As a response, some trading service companies like Robinhood and Webull put some restrictions on the allowable number of stocks to be traded. Many individual investors and even politicians raised questions about such action. The trading service companies lifted their restriction that led to jump in stock prices and thus more investors became interested in those stocks.
So, I am looking at the number of searches of terms ‘Robinhood’, ‘Webull’, and other wall street bets during that period.
# part 2: These packages are needed
library(gtrendsR)
library(reshape2)
library(dplyr)
# Extract goggle data
googleData = gtrends(c("Robinhood", "GME", "AMC", "webull"), gprop = "web",
geo = c("US"), time = "2021-01-01 2021-03-18")[[1]]
googleData = dcast(googleData, date ~ keyword + geo, value.var = "hits")
str(googleData)
## 'data.frame': 77 obs. of 5 variables:
## $ date : POSIXct, format: "2021-01-01" "2021-01-02" ...
## $ AMC_US : chr "3" "3" "3" "2" ...
## $ GME_US : chr "<1" "<1" "<1" "<1" ...
## $ Robinhood_US: chr "1" "3" "3" "3" ...
## $ webull_US : chr "<1" "<1" "<1" "1" ...
#make less than 1 values = 0, only exist in GME and webull
googleData$GME_US <- ifelse(googleData$GME_US == "<1", 0, googleData$GME_US)
googleData$webull_US <- ifelse(googleData$webull_US == "<1", 0, googleData$webull_US)
# Plotting search trends
plot(googleData$date, googleData$GME_US, type = "l", col = "red",
ylab = "number of searches", xlab = "Date",
main = "Searches of financial companies and wall street bets over time")
lines(googleData$date, googleData$AMC_US, type = "l", col = "blue")
lines(googleData$date, googleData$Robinhood_US, type = "l", col = "darkgreen")
lines(googleData$date, googleData$webull_US, type = "l", col = "black")
legend("topright", legend=c("GME", "AMC", "Robinhood", "Webull"),
col = c("red", "blue", "darkgreen", "black"), lwd=1, cex = 0.8)
As shown by the graph, GME and AMC are searched more followed by Robinhood.

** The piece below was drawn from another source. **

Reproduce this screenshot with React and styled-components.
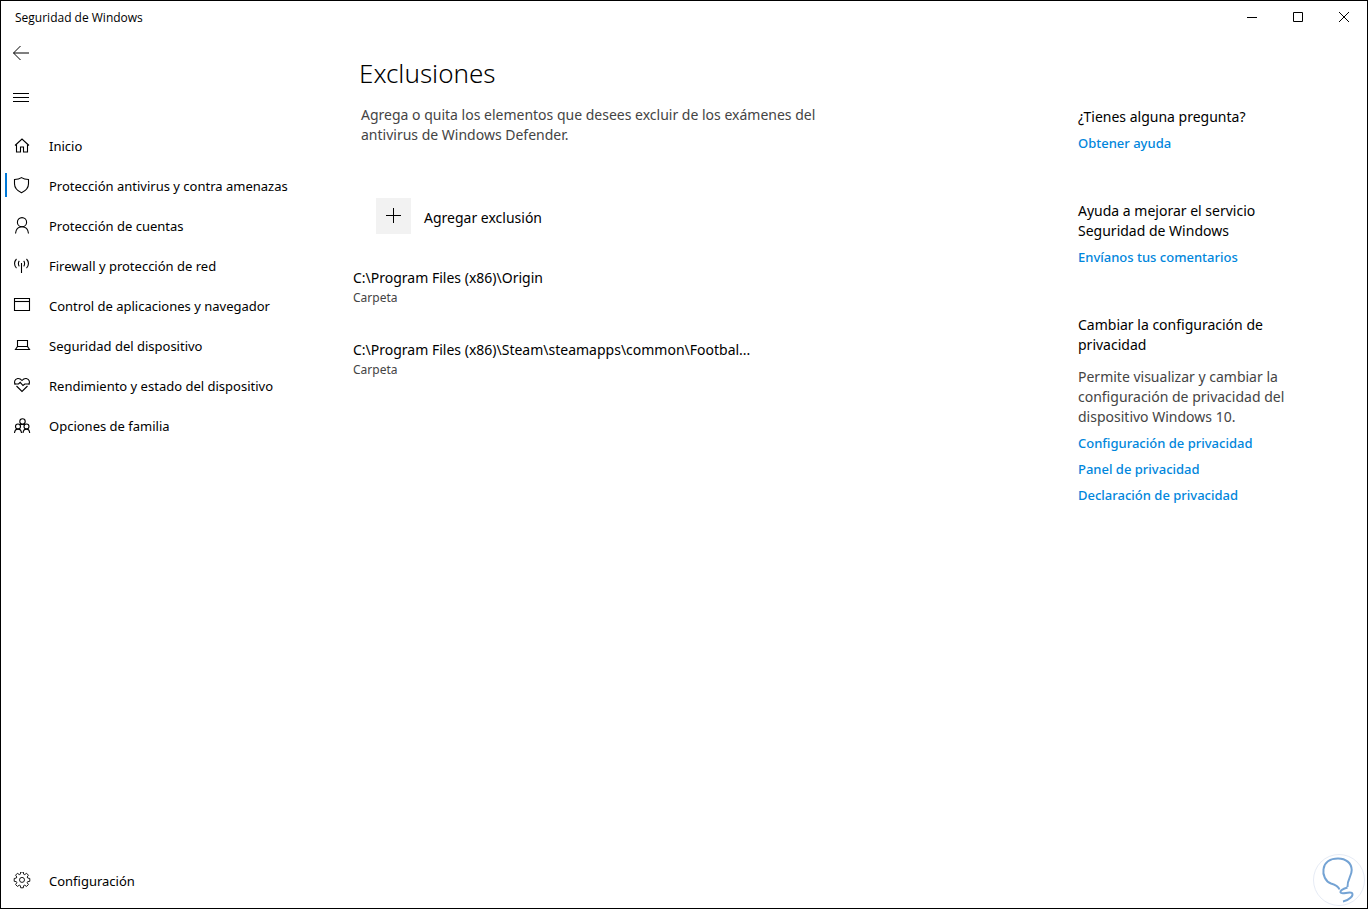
import React from "react";
import styled, { createGlobalStyle } from "styled-components";

const GlobalStyle = createGlobalStyle`
  *, *::before, *::after { box-sizing: border-box; }
  body {
    margin: 0;
    background: #fff;
    color: #000;
    font-family: "Segoe UI", "Noto Sans", "Open Sans", sans-serif;
    font-size: 14px;
    line-height: 20px;
  }
  h1, h2, p, ul { margin: 0; padding: 0; }
  ul { list-style: none; }
  button { font: inherit; color: inherit; background: none; border: 0; padding: 0; }
  svg { display: block; flex: none; }
`;

const Window = styled.div`
  position: relative;
  display: flex;
  flex-direction: column;
  min-height: 100vh;
  border: 1px solid #000;
`;

const TitleBar = styled.header`
  display: flex;
  justify-content: space-between;
  align-items: flex-start;
  height: 32px;
`;

const WindowName = styled.span`
  padding: 7px 0 0 14px;
  font-family: "Segoe UI", "Open Sans", sans-serif;
  font-size: 12px;
`;

const Caption = styled.div`
  display: flex;
`;

const CaptionButton = styled.button`
  display: flex;
  align-items: center;
  justify-content: center;
  width: 46px;
  height: 32px;
`;

const Body = styled.div`
  flex: 1;
  display: grid;
  grid-template-columns: 352px minmax(0, 1fr) 290px;
`;

const Sidebar = styled.nav`
  display: flex;
  flex-direction: column;
  padding-bottom: 7px;
`;

const ToolButton = styled.button`
  display: flex;
  align-items: center;
  justify-content: center;
  width: 40px;
  height: 40px;
  margin-bottom: 4px;
`;

const NavList = styled.ul`
  margin-top: 5px;
  &:last-child { margin-top: auto; }
`;

const NavLink = styled.a`
  display: flex;
  align-items: center;
  gap: 18px;
  height: 40px;
  padding-left: 12px;
  font-size: 13px;
  color: #000;
  text-decoration: none;
  background: ${(p) =>
    p.$active ? "linear-gradient(#0078d7, #0078d7) 4px 7px / 2px 24px no-repeat" : "none"};
`;

const Main = styled.main`
  padding-top: 22px;
`;

const Intro = styled.section`
  padding-left: 6px;
`;

const Title = styled.h1`
  font-size: 26px;
  font-weight: 300;
  line-height: 36px;
`;

const Lead = styled.p`
  max-width: 480px;
  margin-top: 14px;
  padding-left: 2px;
  color: #444;
`;

const AddButton = styled.button`
  display: flex;
  align-items: center;
  gap: 13px;
  margin: 53px 0 34px 23px;
`;

const AddIcon = styled.span`
  display: flex;
  align-items: center;
  justify-content: center;
  width: 35px;
  height: 36px;
  background: #f2f2f2;
`;

const AddLabel = styled.span`
  padding-top: 3px;
`;

const ExclusionList = styled.ul`
  display: flex;
  flex-direction: column;
  gap: 32px;
`;

const Path = styled.p`
  white-space: nowrap;
`;

const Kind = styled.p`
  font-size: 12px;
  color: #444;
`;

const Aside = styled.aside`
  display: flex;
  flex-direction: column;
  gap: 48px;
  padding: 74px 70px 0 1px;
`;

const HelpSection = styled.section`
  display: flex;
  flex-direction: column;
  align-items: flex-start;
  gap: 6px;
`;

const HelpTitle = styled.h2`
  font-size: 14px;
  font-weight: 400;
`;

const HelpText = styled.p`
  padding-top: 6px;
  color: #444;
`;

const HelpLink = styled.a`
  font-size: 13px;
  font-weight: 500;
  color: #0086dc;
  text-decoration: none;
`;

const Badge = styled.svg`
  position: absolute;
  right: 2px;
  bottom: 2px;
`;

const Icon = ({ children, size = 18, width = 1.1 }) => (
  <svg
    width={size}
    height={size}
    viewBox={`0 0 ${size} ${size}`}
    fill="none"
    stroke="#000"
    strokeWidth={width}
    aria-hidden="true"
  >
    {children}
  </svg>
);

const icons = {
  home: (
    <>
      <path d="M2 8.500 9 2l7 6.500" />
      <path d="M3.500 7.500v7.500h4v-5h3v5h4V7.500" />
    </>
  ),
  shield: <path d="M8.500 .6C6.500 2 4.200 2.500 1.500 2.500v4.200c0 4.200 2.800 7 7 9 4.200-2 7-4.800 7-9V2.500C12.800 2.500 10.500 2 8.500 .6Z" />,
  person: (
    <>
      <circle cx="9" cy="5.200" r="4.600" />
      <path d="M2.500 16.500c.4-4 3-6.700 6.500-6.700s6.100 2.700 6.500 6.700" />
    </>
  ),
  network: (
    <>
      <path d="M8.500 6v10" />
      <path d="M6.300 3.800c-1.200 1.300-1.200 4.200 0 5.500M10.700 3.800c1.200 1.300 1.200 4.200 0 5.500" />
      <path d="M3.500 2c-2.600 2.500-2.600 6.600 0 9.100M13.500 2c2.600 2.500 2.600 6.600 0 9.100" />
    </>
  ),
  browser: (
    <>
      <path d="M1.500 1.500h15v12h-15z" />
      <path d="M1.500 4.500h15" />
    </>
  ),
  laptop: (
    <>
      <path d="M4.500 3.500h10v6h-10z" />
      <path d="m4.500 9.500-2 3h14l-2-3" />
    </>
  ),
  heart: (
    <>
      <path d="M2.300 7.500C.8 5.300 1.500 2 4.700 1.500 6.800 1.200 8 2.300 9 3.500c1-1.200 2.200-2.300 4.300-2C16.500 2 17.200 5.300 15.700 7.500" />
      <path d="m3.500 9 5.500 5.500L14.500 9" />
      <path d="M1.300 7h4.200l1.700-1.700L10 8.500l1.800-1.500h4.900" />
    </>
  ),
  family: (
    <>
      <circle cx="9.500" cy="4.500" r="2.700" />
      <circle cx="5" cy="9.500" r="2.500" />
      <circle cx="13.500" cy="9.500" r="2.500" />
      <path d="M1.500 16c.2-2.400 1.500-3.900 3.500-3.900S8.300 13.600 8.500 16M10 16c.2-2.400 1.500-3.900 3.500-3.900s3 1.500 3.200 3.900M6.700 8.200C7.300 7.500 8.300 7.200 9.500 7.200s1.800.3 2.300.8" />
    </>
  ),
  gear: (
    <>
      <path
        d="M7.300 2.200 7.700 0h2.600l.4 2.200 1 .4 1.900-1.300 1.800 1.900-1.200 1.800.4 1L16.800 6.500v2.800l-2.200.4-.4 1 1.200 1.900-1.800 1.800-1.900-1.200-1 .4-.4 2.200H7.700l-.4-2.200-1-.4-1.900 1.200-1.800-1.800 1.200-1.900-.4-1-2.200-.4V6.500L3.400 6l.4-1L2.600 3.200l1.800-1.900 1.900 1.300Z"
        strokeLinejoin="round"
      />
      <circle cx="9" cy="7.900" r="2.500" />
    </>
  ),
};

const sections = [
  ["home", "Inicio"],
  ["shield", "Protección antivirus y contra amenazas"],
  ["person", "Protección de cuentas"],
  ["network", "Firewall y protección de red"],
  ["browser", "Control de aplicaciones y navegador"],
  ["laptop", "Seguridad del dispositivo"],
  ["heart", "Rendimiento y estado del dispositivo"],
  ["family", "Opciones de familia"],
];

const exclusions = [
  "C:\\Program Files (x86)\\Origin",
  "C:\\Program Files (x86)\\Steam\\steamapps\\common\\Footbal...",
];

const NavItem = ({ icon, label, active }) => (
  <li>
    <NavLink href="#" $active={active} aria-current={active ? "page" : undefined}>
      <Icon width={icon === "gear" ? 0.9 : 1.1}>{icons[icon]}</Icon>
      {label}
    </NavLink>
  </li>
);

export default function App() {
  return (
    <>
      <GlobalStyle />
      <Window>
        <TitleBar>
          <WindowName>Seguridad de Windows</WindowName>
          <Caption>
            <CaptionButton aria-label="Minimizar">
              <Icon size={12} width={1}><path d="M1 6.500h10" /></Icon>
            </CaptionButton>
            <CaptionButton aria-label="Maximizar">
              <Icon size={12} width={1}><path d="M1.500 1.500h9v9h-9z" /></Icon>
            </CaptionButton>
            <CaptionButton aria-label="Cerrar">
              <Icon size={12} width={1}><path d="m1 1 10 10M11 1 1 11" /></Icon>
            </CaptionButton>
          </Caption>
        </TitleBar>
        <Body>
          <Sidebar>
            <ToolButton aria-label="Atrás">
              <Icon width={1}><path d="M1.500 9H17M8.500 2 1.500 9l7 7" /></Icon>
            </ToolButton>
            <ToolButton aria-label="Menú">
              <Icon width={1}><path d="M1 5.500h16M1 9.500h16M1 13.500h16" /></Icon>
            </ToolButton>
            <NavList>
              {sections.map(([icon, label]) => (
                <NavItem key={icon} icon={icon} label={label} active={icon === "shield"} />
              ))}
            </NavList>
            <NavList>
              <NavItem icon="gear" label="Configuración" />
            </NavList>
          </Sidebar>
          <Main>
            <Intro>
              <Title>Exclusiones</Title>
              <Lead>
                Agrega o quita los elementos que desees excluir de los exámenes del antivirus de
                Windows Defender.
              </Lead>
            </Intro>
            <AddButton>
              <AddIcon>
                <Icon width={1}><path d="M1 8.500h15M8.500 1v15" /></Icon>
              </AddIcon>
              <AddLabel>Agregar exclusión</AddLabel>
            </AddButton>
            <ExclusionList>
              {exclusions.map((path) => (
                <li key={path}>
                  <Path>{path}</Path>
                  <Kind>Carpeta</Kind>
                </li>
              ))}
            </ExclusionList>
          </Main>
          <Aside>
            <HelpSection>
              <HelpTitle>¿Tienes alguna pregunta?</HelpTitle>
              <HelpLink href="#">Obtener ayuda</HelpLink>
            </HelpSection>
            <HelpSection>
              <HelpTitle>Ayuda a mejorar el servicio Seguridad de Windows</HelpTitle>
              <HelpLink href="#">Envíanos tus comentarios</HelpLink>
            </HelpSection>
            <HelpSection>
              <HelpTitle>Cambiar la configuración de privacidad</HelpTitle>
              <HelpText>
                Permite visualizar y cambiar la configuración de privacidad del dispositivo Windows
                10.
              </HelpText>
              <HelpLink href="#">Configuración de privacidad</HelpLink>
              <HelpLink href="#">Panel de privacidad</HelpLink>
              <HelpLink href="#">Declaración de privacidad</HelpLink>
            </HelpSection>
          </Aside>
        </Body>
        <Badge width="52" height="52" viewBox="0 0 52 52" fill="none" aria-hidden="true">
          <circle cx="26" cy="26" r="25.500" fill="#fff" stroke="#e6ebf5" />
          <path
            d="M26.500 35.500C25 31.500 21.500 30.500 18 29.500 12.500 27.500 9.500 21 10.500 15 11.500 8 17.500 4.500 25 4.500 33 4.500 38.500 9 38.700 16 38.900 22 34 25.500 34.500 33"
            stroke="#74a3d4"
            strokeWidth="2"
          />
          <path
            d="M34.500 33.500C31 34.500 27 36 27.500 38.500 28.500 41 36.500 37 39 39 41 41.500 36 46.500 30 47.500"
            stroke="#74a3d4"
            strokeWidth="2"
          />
        </Badge>
      </Window>
    </>
  );
}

Webull searches are not as high as Robinhood because majority of individual investors use the latter company for trading purposes. It is interesting to see, specially in the first three waves, that stock searches are followed by the Robinhood search.
Next, I looked into the relationship between the search trend of wall street bets and their prices (read from Yahoo finance directly).
# packages required
library(tidyquant)
library(dplyr)
# read GME and AMC prices data from yahoo finance and use the adjusted price
gme <- tq_get("GME",
from = "2021-01-01",
to = "2021-03-19",
get = "stock.prices")
max(gme$adjusted) # maximum price
## [1] 347.51
amc <- tq_get("AMC",
from = "2021-01-01",
to = "2021-03-19",
get = "stock.prices")
min(amc$adjusted) # minimum price
## [1] 1.98
# Note: There is no weekend price data
# For plotting purpose later, drop values of weekend from google trend data
googleData <- googleData %>% semi_join(gme, by = "date") # removes unmatching rows by date
gme$googGME <- googleData$GME_US # include trend data in the price data frame
gme$googAMC <- googleData$AMC_US
# plot the graph
par(mfrow=c(1,2))
plot(gme$date, gme$adjusted, type = "l", col = "red", ylim = c(1, 350),
ylab = "GME trend and price", xlab = "Date")
lines(gme$date, gme$googGME, type = "l", col = "blue")
legend("topright", legend = c("stock prices", "google trend"),
col = c("red", "blue"), lwd=1, cex = 0.5)
plot(amc$date, amc$adjusted, type = "l", col = "red", ylim = c(1, 90),
ylab = "AMC trend and price", xlab = "Date")
lines(gme$date, gme$googAMC, type = "l", col = "blue")
legend("topright", c("stock prices", "google trend"),
cex = 0.5, col = c("red", "blue"), lwd=1)
We can see that the google trend actually seem to follow the stock price fluctuations. Both AMC and GME received increasing attention of investors. Number of searches and prices have the same pattern. When the price sky rocketed and dropped down quickly, so did the search trend. Google trends can also be used to forecast the stock market movements.